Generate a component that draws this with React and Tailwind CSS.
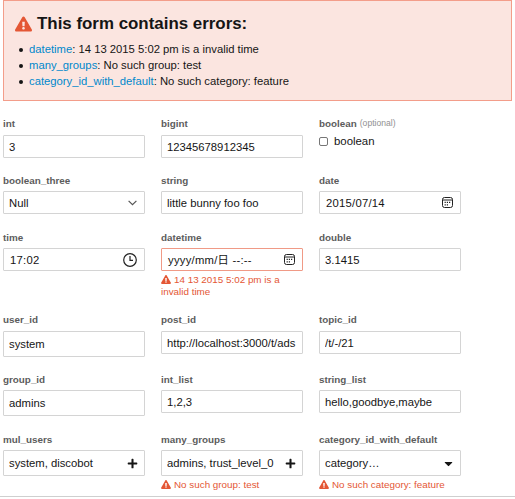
import { FaExclamationTriangle, FaPlus, FaCaretDown } from 'react-icons/fa'

const summary = [
    { field: 'datetime', message: '14 13 2015 5:02 pm is a invalid time' },
    { field: 'many_groups', message: 'No such group: test' },
    { field: 'category_id_with_default', message: 'No such category: feature' },
]

const rows = [
    {
        height: 'h-[57px]',
        labelHeight: 'h-[18px]',
        fields: [
            { label: 'int', value: '3' },
            { label: 'bigint', value: '12345678912345' },
            { label: 'boolean', type: 'checkbox', optional: true },
        ],
    },
    {
        height: 'h-[57px]',
        labelHeight: 'h-[17px]',
        fields: [
            { label: 'boolean_three', value: 'Null', icon: 'chevron' },
            { label: 'string', value: 'little bunny foo foo' },
            { label: 'date', value: '2015/07/14', icon: 'calendar', spaced: true },
        ],
    },
    {
        height: 'h-[82px]',
        labelHeight: 'h-[17px]',
        fields: [
            { label: 'time', value: '17:02', icon: 'clock', spaced: true },
            {
                label: 'datetime',
                value: 'yyyy/mm/日 --:--',
                icon: 'calendar',
                spaced: true,
                error: '14 13 2015 5:02 pm is a invalid time',
                invalid: true,
            },
            { label: 'double', value: '3.1415' },
        ],
    },
    {
        height: 'h-[60px]',
        labelHeight: 'h-[18px]',
        fields: [
            { label: 'user_id', value: 'system', tall: true },
            { label: 'post_id', value: 'http://localhost:3000/t/ads' },
            { label: 'topic_id', value: '/t/-/21' },
        ],
    },
    {
        height: 'h-[60px]',
        labelHeight: 'h-[17px]',
        fields: [
            { label: 'group_id', value: 'admins', tall: true },
            { label: 'int_list', value: '1,2,3' },
            { label: 'string_list', value: 'hello,goodbye,maybe' },
        ],
    },
    {
        height: 'h-[63px]',
        labelHeight: 'h-[17px]',
        fields: [
            { label: 'mul_users', value: 'system, discobot', icon: 'plus', tall: true },
            { label: 'many_groups', value: 'admins, trust_level_0', icon: 'plus', tall: true, error: 'No such group: test' },
            { label: 'category_id_with_default', value: 'category…', icon: 'caret', tall: true, error: 'No such category: feature' },
        ],
    },
]

const Icon = ({ name }) => {
    switch (name) {
        case 'chevron':
            return (
                <svg className="w-[9px] h-[6px] mr-[7px] shrink-0" viewBox="0 0 9 6" fill="none" stroke="#555" strokeWidth="1.2">
                    <path d="M0.6 0.8 4.5 4.7 8.4 0.8" />
                </svg>
            )
        case 'calendar':
            return (
                <svg className="w-[11px] h-[11px] mr-[7px] shrink-0" viewBox="0 0 11 11" fill="none" stroke="#222" strokeWidth="1">
                    <rect x="0.5" y="0.5" width="10" height="10" rx="2" />
                    <path d="M0.5 3h10" />
                    <path d="M4.8 5.4h1.2M7 5.4h1.2M2.6 7.8h1.2M4.8 7.8h1.2M2.6 5.4h1.2" strokeWidth="1.2" />
                </svg>
            )
        case 'clock':
            return (
                <svg className="w-[14px] h-[14px] mr-[7px] shrink-0" viewBox="0 0 14 14" fill="none" stroke="#222" strokeWidth="1.2">
                    <circle cx="7" cy="7" r="6.3" />
                    <path d="M7 3v4.4h3" />
                </svg>
            )
        case 'plus':
            return <FaPlus className="w-[11px] h-[11px] mr-[6px] shrink-0" />
        case 'caret':
            return <FaCaretDown className="w-[11px] h-[13px] mr-[6px] shrink-0" />
        default:
            return null
    }
}

const Field = ({ field, labelHeight }) => (
    <div className="min-w-0">
        <div className={`flex gap-[3px] leading-[14px] text-[9.85px] font-bold text-[#5c5c5c] whitespace-nowrap ${labelHeight}`}>
            {field.label}
            {field.optional && <span className="text-[8.6px] leading-[13px] font-normal text-[#919191]">(optional)</span>}
        </div>
        {field.type === 'checkbox' ? (
            <div className="flex items-center h-[13px] gap-[6px] text-[11.4px]">
                <span className="w-[9px] h-[9px] border border-[#767676] rounded-[2px] bg-white" />
                <span>{field.label}</span>
            </div>
        ) : (
            <div
                className={`flex items-center border rounded-[1px] bg-white pl-[5px] ${field.tall ? 'h-[26px]' : 'h-[23px]'} ${field.invalid ? 'border-[#f09a86]' : 'border-[#d4d4d4]'}`}
            >
                <span className={`flex-1 min-w-0 overflow-hidden whitespace-nowrap leading-[16px] ${field.icon ? '' : 'mr-[5px]'} ${field.spaced ? 'pl-[1px] tracking-[0.25px]' : ''}`}>
                    {field.value}
                </span>
                <Icon name={field.icon} />
            </div>
        )}
        {field.error && (
            <div className="mt-[3px] text-[9.85px] leading-[12px] text-[#e45735]">
                <FaExclamationTriangle className="inline-block w-[10px] h-[9px] mr-[3px] align-[-1px]" />
                {field.error}
            </div>
        )}
    </div>
)

const App = () => {
    return (
        <div className="w-[515px] h-[499px] overflow-hidden bg-white font-['Liberation_Sans','Noto_Sans_CJK_JP',sans-serif] text-[11.28px] text-[#151515]">
            <div className="mx-[3px] h-[101px] border border-[#f39d8a] bg-[#fbe5e0] px-[11px] pt-[12px]">
                <h2 className="flex items-center gap-[5px] h-[21px] text-[16.9px] leading-[21px] font-bold">
                    <FaExclamationTriangle className="w-[17px] h-[16px] text-[#e45735]" />
                    This form contains errors:
                </h2>
                <ul className="mt-[7px] pl-[4px] leading-[16px]">
                    {summary.map((item) => (
                        <li key={item.field} className="flex items-center before:w-[4px] before:h-[4px] before:mt-px before:mr-[6px] before:rounded-full before:bg-[#151515]">
                            <p>
                                <span className="text-[#0088cc]">{item.field}</span>: {item.message}
                            </p>
                        </li>
                    ))}
                </ul>
            </div>

            <div className="pt-[16px] pl-[3px]">
                {rows.map((row, i) => (
                    <div key={i} className={`grid grid-cols-[142px_142px_142px] gap-x-4 ${row.height}`}>
                        {row.fields.map((field) => (
                            <Field key={field.label} field={field} labelHeight={row.labelHeight} />
                        ))}
                    </div>
                ))}
            </div>
            <div className="h-px bg-[#cfcfcf]" />
        </div>
    )
}

export default App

########

### INSTRUCTION
Please quote the lines of the material, beginning with the first and ending with the one that contains "FaExclamationTriangle, FaPlus, FaCaretDown", exactly as written and without any pictures.

### RESULT OF THE TASK
Generate a component that draws this with React and Tailwind CSS.
import { FaExclamationTriangle, FaPlus, FaCaretDown } from 'react-icons/fa'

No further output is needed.